Hoping to impress those who provide his meager pay, lowly wannabe Muse (Barkhad Abdi) defies his overseers and take on the cargo ship MV Maersk Alabama. With just three other associates, some automatic weapons, and a fast boat, they manage to board the vessel and take Phillips and his commanding crew hostage. Everyone else hides in the engine room while the captain tries to convince the hijackers that they shouldn’t take on the U.S. government. Sure enough, the group decides to depart, but takes Phillips along as collateral. The ship’s motorized lifeboat is very slow, and eventually, the Navy catches up with our villains. Over the next few hours, some intense negotiations begin. The Somalis want millions in exchange for Phillips’ life. The captain, on the other hand, just wants his ordeal to be over.

At the beginning of The Expendables, Sylvester Stallone and his collection of once-were action heroes take on a band of bloodthirsty pirates similar to the ones offered up here. After a few catchphrase-worthy sentences about the situation, the above the title gang draws their big guns (and other weapons) and puts these desperate men out of their misery. In some ways, Greengrass could have used something akin to said films broad, bloody spectacle. Captain Phillips is so insular, so locked in the littleness of its narrative, that it never achieves the kind of heartbreak epiphany of the filmmaker’s other fact based effort. Phillips is shrewd and quite capable of dealing with the situation. All suspense is slowly drained out of the experience as we watch the pirates fall for the man’s manipulations again and again.

Indeed, as thrills go, Captain Phillips is relatively lax. We know there will be a hijacking, an eventual disembarking to a rescue craft, and a stand-off with the might of the US military. So it’s the details we are interested in, the minutia that would make us care more deeply about either side of the situation. We do get a bit of that at the beginning, when Muse and the other Somalis struggle for recognition by those who work for the bosses. There’s also a few more hints when Phillips talks to his captors about their hatred of America (and they reveal an actual desire to live there). But the script by Billy Ray never develops beyond its single narrative line. As fact-based recreations go, Captain Phillips is so by the book that you might as well read the source material by Richard Phillips with Stephan Talty.

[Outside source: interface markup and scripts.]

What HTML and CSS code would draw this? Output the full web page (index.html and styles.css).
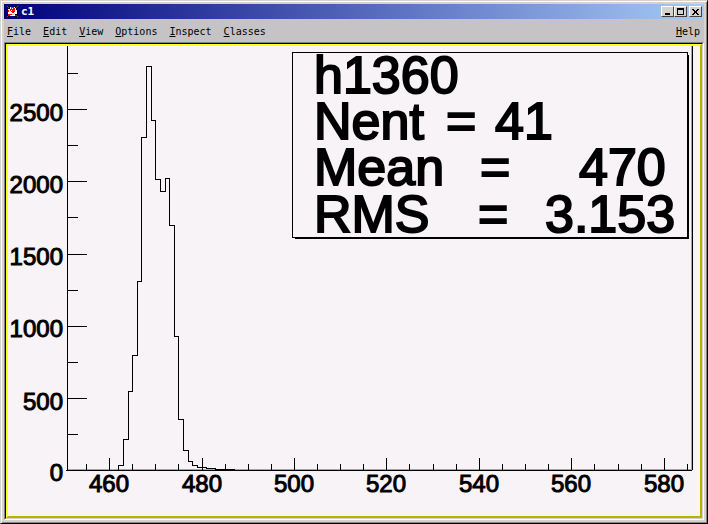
FILE: index.html
```html
<!DOCTYPE html>
<html lang="en">
<head>
    <meta charset="UTF-8">
    <meta name="viewport" content="width=device-width, initial-scale=1.0">
    <title>c1</title>
    <link rel="stylesheet" href="styles.css">
</head>
<body>
    <div class="window">
        <header class="titlebar">
            <svg class="logo" viewBox="0 0 11 11" width="11" height="11">
                <path d="M0 0h3v1h5V0h3v3h-1v5h1v3H8v-1H3v1H0V8h1V3H0z" fill="#000"/>
                <path d="M3 1h5v1h1v1h1v5H9v1H8v1H3V9H2V8H1V3h1V2h1z" fill="#fff"/>
                <path d="M0 0h1v1H0zM1 1h1v1H1zM9 1h1v1H9zM10 0h1v1h-1zM4 1h3v1h1v4H7v1H5V6H4V5H3V3h1zM0 10h1v1H0zM1 8h2v2H1zM8 9h2v1H8zM10 10h1v1h-1zM3 8h2v1H3zM1 4h1v2H1z" fill="#f00"/>
                <path d="M5 2h1v1H5zM4 4h1v1H4z" fill="#fff"/>
                <path d="M7 7h1v1H7zM5 8h2v1H5z" fill="#c6c3c6"/>
                <path d="M9 3h1v1H9zM8 8h1v1H8zM2 2h1v1H2z" fill="#000"/>
            </svg>
            <h1>c1</h1>
            <div class="controls">
                <button type="button" aria-label="Minimize">
                    <svg viewBox="0 0 11 9" width="11" height="9"><path d="M3 6h5v2H3z"/></svg>
                </button>
                <button type="button" aria-label="Maximize">
                    <svg viewBox="0 0 11 9" width="11" height="9"><path fill-rule="evenodd" d="M2 1h7v7H2zM3 3v4h5V3z"/></svg>
                </button>
                <button type="button" class="close" aria-label="Close">
                    <svg viewBox="0 0 11 9" width="11" height="9"><path d="M2 2h2v1h1v1h1V3h1V2h2v1H8v1H7v2h1v1h1v1H7V7H6V6H5v1H4v1H2V7h1V6h1V4H3V3H2z"/></svg>
                </button>
            </div>
        </header>

        <nav class="menubar">
            <button type="button"><u>F</u>ile</button>
            <button type="button"><u>E</u>dit</button>
            <button type="button"><u>V</u>iew</button>
            <button type="button"><u>O</u>ptions</button>
            <button type="button"><u>I</u>nspect</button>
            <button type="button"><u>C</u>lasses</button>
            <button type="button" class="help"><u>H</u>elp</button>
        </nav>

        <main class="canvas">
            <div class="pad">
                <svg class="plot" viewBox="8 46 692 470" role="img" aria-label="Histogram h1360">
                    <!-- frame shade -->
                    <path class="shade" d="M68 469H691V46H692V470H68z"/>

                    <!-- axes -->
                    <path class="line" d="M67 46V470M66 470H692M692 46V470"/>

                    <!-- y ticks -->
                    <path class="line" d="M67 109H87M67 181H87M67 254H87M67 326H87M67 398H87"/>
                    <path class="line" d="M67 73H78M67 145H78M67 217H78M67 290H78M67 362H78M67 434H78"/>

                    <!-- x ticks -->
                    <path class="line" d="M109 458V470M202 458V470M294 458V470M386 458V470M479 458V470M571 458V470M664 458V470"/>
                    <path class="line" d="M86 464V470M132 464V470M155 464V470M178 464V470M225 464V470M248 464V470M271 464V470M317 464V470M340 464V470M363 464V470M409 464V470M433 464V470M456 464V470M502 464V470M525 464V470M548 464V470M594 464V470M618 464V470M641 464V470M687 464V470"/>

                    <!-- histogram -->
                    <path class="line" d="M67 470H118V465H123V439H128V391H132V355H137V281H141V137H146V66H151V120H155V179H160V191H165V178H169V225H174V336H178V419H183V450H188V461H192V465H197V467H206V468H215V469H234V470"/>

                    <g class="label y">
                        <text x="63" y="121">2500</text>
                        <text x="63" y="193">2000</text>
                        <text x="63" y="265">1500</text>
                        <text x="63" y="337">1000</text>
                        <text x="63" y="410">500</text>
                        <text x="63" y="481">0</text>
                    </g>
                    <g class="label x">
                        <text x="109" y="492">460</text>
                        <text x="202" y="492">480</text>
                        <text x="294" y="492">500</text>
                        <text x="386" y="492">520</text>
                        <text x="479" y="492">540</text>
                        <text x="571" y="492">560</text>
                        <text x="664" y="492">580</text>
                    </g>

                    <!-- stats box -->
                    <path d="M295 55H689V239H295z"/>
                    <path d="M292 52H688V238H292z"/>
                    <path class="paper" d="M293 53H687V237H293z"/>
                    <g class="stats">
                        <text x="314" y="93">h1360</text>
                        <text x="314" y="139">Nent</text>
                        <text x="446" y="139">=</text>
                        <text x="495" y="139">41</text>
                        <text x="314" y="185">Mean</text>
                        <text x="480" y="185">=</text>
                        <text x="579" y="185">470</text>
                        <text x="314" y="232">RMS</text>
                        <text x="478" y="232">=</text>
                        <text x="545" y="232">3.153</text>
                    </g>
                </svg>
            </div>
        </main>
    </div>
</body>
</html>
```
FILE: styles.css
```css
* {
    box-sizing: border-box;
}

body {
    margin: 0;
    height: 100vh;
    background-color: #c6c3c6;
    color: #000;
    overflow: hidden;
}

button {
    margin: 0;
    padding: 0;
    border: none;
    background: none;
    color: inherit;
    font: inherit;
}

/* Window frame */
.window {
    display: flex;
    flex-direction: column;
    height: 100%;
    padding: 2px;
    border: 1px solid;
    border-color: #d6d3ce #000 #000 #d6d3ce;
    background-color: #d6d3ce;
    box-shadow: inset 1px 1px #fff, inset -1px -1px #848284;
}

/* Title bar */
.titlebar {
    display: flex;
    align-items: center;
    flex: none;
    height: 15px;
    margin: 1px 1px 0;
    padding: 0 2px 0 3px;
    background: linear-gradient(to right, #00007b, #a5cbf7);
}

.logo {
    margin-right: 3px;
}

.titlebar h1 {
    margin: 0;
    color: #fff;
    font: bold 11px/15px "DejaVu Sans Mono", monospace;
}

.controls {
    display: flex;
    margin-left: auto;
}

.controls button {
    display: flex;
    width: 13px;
    height: 11px;
    border: 1px solid;
    border-color: #fff #424142 #424142 #fff;
    background-color: #d6d3ce;
}

.controls .close {
    margin-left: 2px;
}

/* Menu */
.menubar {
    display: flex;
    flex: none;
    gap: 12px;
    height: 23px;
    margin: 0 1px;
    padding: 3px 4px 0 3px;
    background-color: #c6c3c6;
    font: 10px/20px "DejaVu Sans Mono", monospace;
}

.menubar .help {
    margin-left: auto;
}

.menubar u {
    text-underline-offset: 1px;
}

/* Canvas */
.canvas {
    flex: 1;
    min-height: 0;
    margin: 0 1px 1px;
    border: 1px solid;
    border-color: #848284 #fff #fff #848284;
}

.pad {
    height: 100%;
    border: 1px solid;
    border-color: #000 #d6d3ce #d6d3ce #000;
}

.plot {
    display: block;
    width: 100%;
    height: 100%;
    border: 2px solid;
    border-color: #ffff21 #b5b200 #b5b200 #ffff21;
    background-color: #f7f3f7;
}

svg path {
    shape-rendering: crispEdges;
}

.line {
    fill: none;
    stroke: #000;
    stroke-width: 1px;
}

.shade {
    fill: #a5a6ad;
}

.paper {
    fill: #f7f3f7;
}

.label {
    font: 24px "Liberation Sans", Arial, sans-serif;
    stroke: #000;
    stroke-width: 1px;
}

.label.y {
    text-anchor: end;
}

.label.x {
    text-anchor: middle;
}

.stats {
    font: 52px "Liberation Sans", Arial, sans-serif;
    stroke: #000;
    stroke-width: 2px;
}
```
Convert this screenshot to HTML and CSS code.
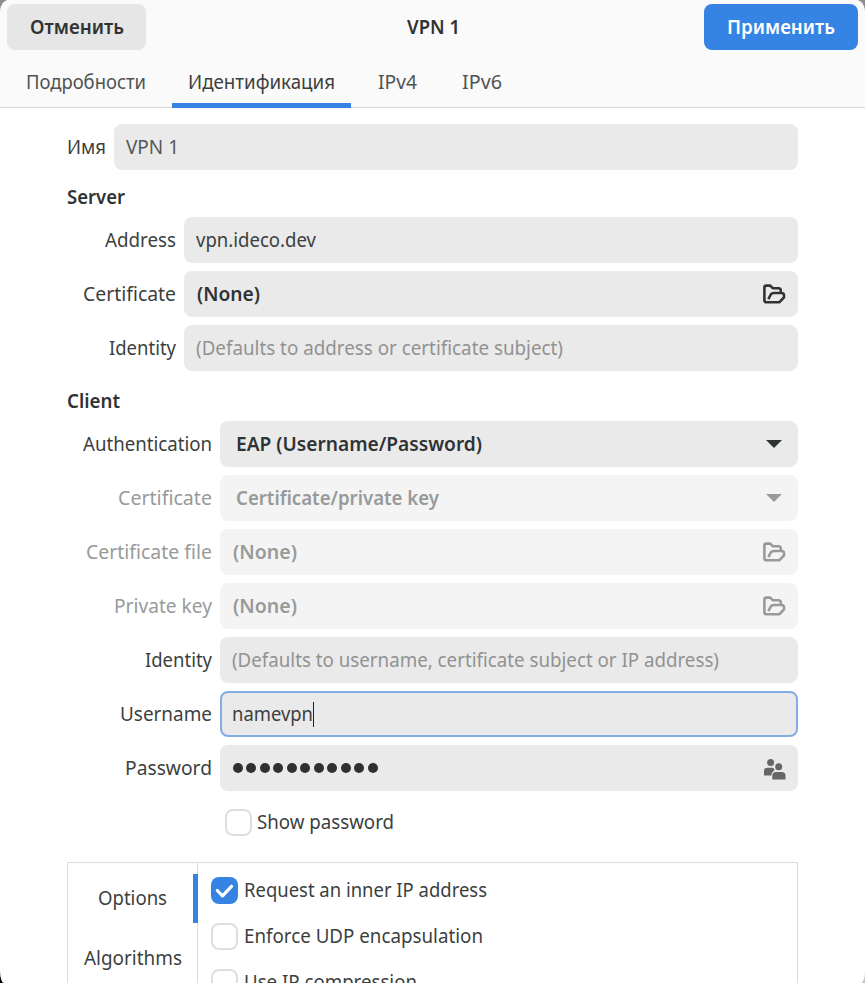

So, what saves it? If the film is so pedestrian and uninvolving, simplistic in its subtexts and near nauseating in its jittery visual panache, why would anyone want to see it? Well, aside for those who are suckers for a true life story, Hanks and the harrowing last ten minutes is the answer. It’s no spoiler to suggest that Captain Phillips survives this ordeal. He was all over the media at the time and is being trotted out now to show solidarity for the people who make such sacrifices to keep freight flowing around the world. It’s HOW he survives that is the most gut wrenching, Hanks retreating to a place so dark and primal that it’s shocking in its severity. If the man won Oscars for his other work, this brief display of confused hopelessness deserves the same. It surpasses almost anything he’s done before.

For many in the audience, this will be enough. The main story will be engaging and the ending will pull it all together with tears and cheers. But Captain Phillips should have been more than a precise recreation of events. Greengrass has a lot to work with here, including the amazing physicality within actor Barkhad Abdi which just begs to be exploited. He is so thin, and yet so mesmerizing and menacing that he demands a villain moment that he really never gets. Instead, others in his crew outshine him in the wide-eyed anger department. In fact, one could easy imagine someone else behind the lens, someone less restricted by his desire to drop the audience into the middle of every melee without giving them proper perspective on what they should be looking at, and what they should be afraid of. Luckily, Greengrass made one wise decision – he hired Hanks. Captain Phillips may save the day in the movie, but here, the star keeps his own film’s fading fortunes afloat.